An illuminated lightbulb is the iconic metaphor for a bright, original idea. But one part of the metaphor is simply wrong—the brightness of a lightbulb occurs in a vacuum, whereas ideas never arise in a void. New ideas today are built on the ideas of yesterday and illuminate the way to the brilliant ideas of tomorrow.
The only person who needs to move forward little by little is you. Engineer your own evolution.
To generate new ideas through flow, first modify an existing idea within its own context and then apply that same idea in different settings. Then you can construct extensions, refinements, and variations.
 
Think back.
A look back makes earlier material easier. Once you understand a more advanced topic, look back to see what brought you to where you are. That process will improve your understanding both of the earlier work and of the more advanced work.

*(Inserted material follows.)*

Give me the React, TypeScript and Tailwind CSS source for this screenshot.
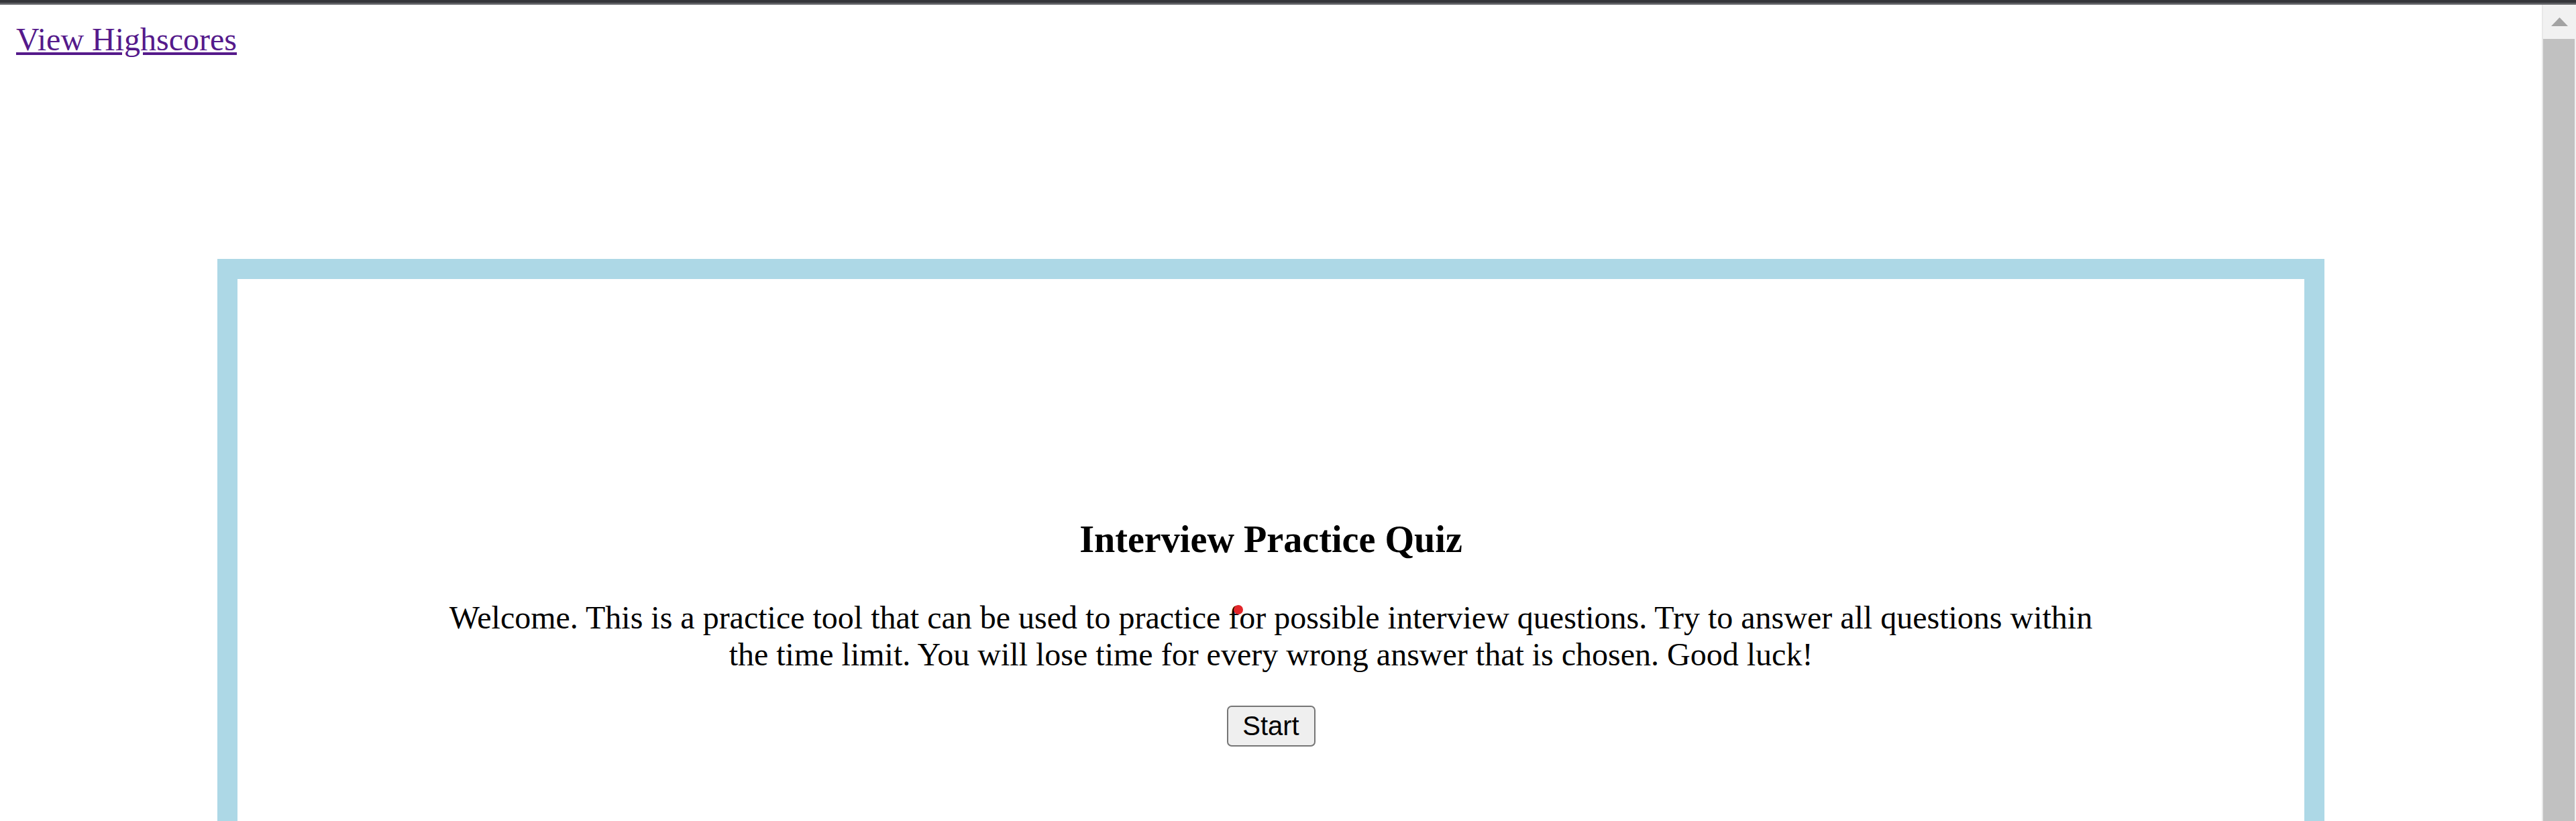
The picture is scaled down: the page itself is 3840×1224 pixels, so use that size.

One small step. One of the most heartening realities of human thought is that all the new ideas we have are, in fact, only tiny variations of what has been thought before.
I begin with an idea and then it becomes something else. —Pablo Picasso
 
Ask: What were they thinking? What beliefs, cultural habits, opinions, or actions that are completely accepted today will be viewed as ridiculous by our grandchildren? What are some possible candidates? Centuries ago, perfectly respectable people viewed slavery as a natural and moral practice. What practices that we accept as fine today will be condemned as offensive in the future?
 

Engaging Change

Definition of insanity: Doing the same thing and expecting a different outcome
 
Don’t mute voices that challenge your beliefs. Listen for whispers of doubt and turn those doubts into helpful and positive tests of assumptions, ideas, and theories. Doubts are strengths when you use them effectively.
 
If the ability to change is part of who you are, then you are liberated from worry about weaknesses or defects, because you can adapt and improve whenever you like.